Insights into the metal–organic framework-based materials for photocatalytic CO2 reduction

The increasing environmental pollution and energy scarcity caused by the massive burning of fossil fuels have become the two major problems and the most controversial issues. The use of sunlight-driven composites to convert carbon dioxide (CO₂) into other value-added compounds is a promising strategy that plays a pivotal role in alleviating energy crisis and solving environmental issues. Metal-organic frameworks (MOFs) are widely employed in photoreductive CO₂ systems because of their tunable structures, excellent photocatalytic activity and abundant active sites. During the CO₂ reduction reaction, the reduction products obtained from different reduction pathways are distinct duo to the involvement of multiple intermediates and complex reduction routes, which makes it more fascinating to rationally regulate the MOF composites to target the generation of different carbonaceous compounds.

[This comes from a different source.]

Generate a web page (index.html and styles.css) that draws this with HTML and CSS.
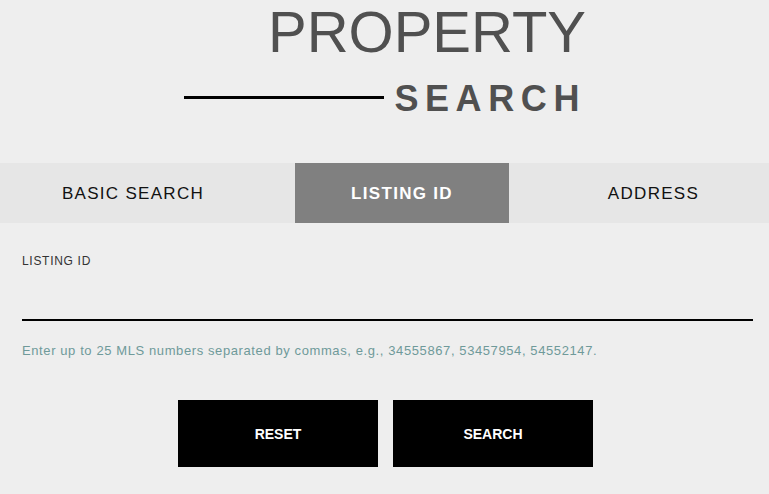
FILE: index.html
```html
<!DOCTYPE html>
<html>
<head>
    <meta charset="UTF-8">
    <meta name="viewport" content="width=device-width, initial-scale=1.0">
    <title>Property Search</title>
    <link rel="stylesheet" href="styles.css">
</head>
<body>
    <div class="title">
        <div class="title-box">
            <div class="title-top">PROPERTY</div>
            <div class="title-bottom">
                <span class="title-line"></span>
                <span class="title-sub">SEARCH</span>
            </div>
        </div>
    </div>

    <div class="tabs">
        <a href="#" class="tab tab-first">BASIC SEARCH</a>
        <a href="#" class="tab active">LISTING ID</a>
        <a href="#" class="tab tab-last">ADDRESS</a>
    </div>

    <form class="search-form">
        <label for="listingId">LISTING ID</label>
        <input type="text" id="listingId">
        <p class="hint">Enter up to 25 MLS numbers separated by commas, e.g., 34555867, 53457954, 54552147.</p>
        <div class="buttons">
            <button type="reset">RESET</button>
            <button type="submit">SEARCH</button>
        </div>
    </form>
</body>
</html>
```

FILE: styles.css
```css
/* page */
body {
    margin: 0;
    padding: 0;
    background-color: #eeeeee;
    font-family: "Liberation Sans", Arial, sans-serif;
}

.title {
    display: flex;
    justify-content: center;
    padding-top: 2px;
}

.title-box {
    width: 402px;
    margin-left: 1px;
}

.title-top {
    text-align: right;
    font-size: 58px;
    line-height: 60px;
    color: #505050;
}

.title-bottom {
    display: flex;
    align-items: center;
    margin-top: 17px;
}

.title-line {
    width: 202px;
    height: 3px;
    background-color: #000;
    margin-right: 10px;
    margin-bottom: 4px;
}

.title-sub {
    font-size: 36px;
    line-height: 40px;
    font-weight: bold;
    letter-spacing: 6.6px;
    color: #505050;
}

.tabs {
    display: grid;
    grid-template-columns: 295px 214px 1fr;
    margin-top: 44px;
    background-color: #e6e6e6;
}

.tab {
    height: 60px;
    display: flex;
    align-items: center;
    justify-content: center;
    padding-top: 2px;
    box-sizing: border-box;
    text-decoration: none;
    color: #111;
    font-size: 17px;
    letter-spacing: 1.3px;
}

.tab-first {
    padding-right: 29px;
}

.tab-last {
    padding-left: 29px;
}

.tab.active {
    background-color: #808080;
    color: #fff;
    font-weight: bold;
}

.search-form {
    padding: 0 16px 0 22px;
}

label {
    display: block;
    margin-top: 31px;
    font-size: 12px;
    letter-spacing: 0.7px;
    color: #333;
}

input[type="text"] {
    display: block;
    width: 100%;
    box-sizing: border-box;
    height: 45px;
    margin-top: 8px;
    border: none;
    border-bottom: 2px solid #000;
    background: transparent;
    outline: none;
}

.hint {
    margin: 22px 0 0;
    font-size: 13px;
    letter-spacing: 0.6px;
    color: #6f9a9a;
}

.buttons {
    display: flex;
    justify-content: center;
    gap: 15px;
    margin-top: 42px;
    margin-left: -4px;
}

button {
    width: 200px;
    height: 67px;
    background-color: #000;
    color: #fff;
    border: none;
    font-family: "Liberation Sans", Arial, sans-serif;
    font-size: 14px;
    font-weight: bold;
    cursor: pointer;
}
```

In this paper, we summarised the latest results of photocatalytic CO₂ reduction by MOF-based composites and introduced the synthesis methods and morphological characteristics of MOF materials. Moreover, the adsorption state of CO₂ molecules on the photocatalysts and the possible pathways experienced by the formation of the final products are outlined. Finally, the development prospects and still existing problems of the CO₂ reduction system catalysed by MOF photocatalysts were presented. We hope that this paper can provide valuable assistance to researchers in the rational modification and design of MOF-based photocatalysts.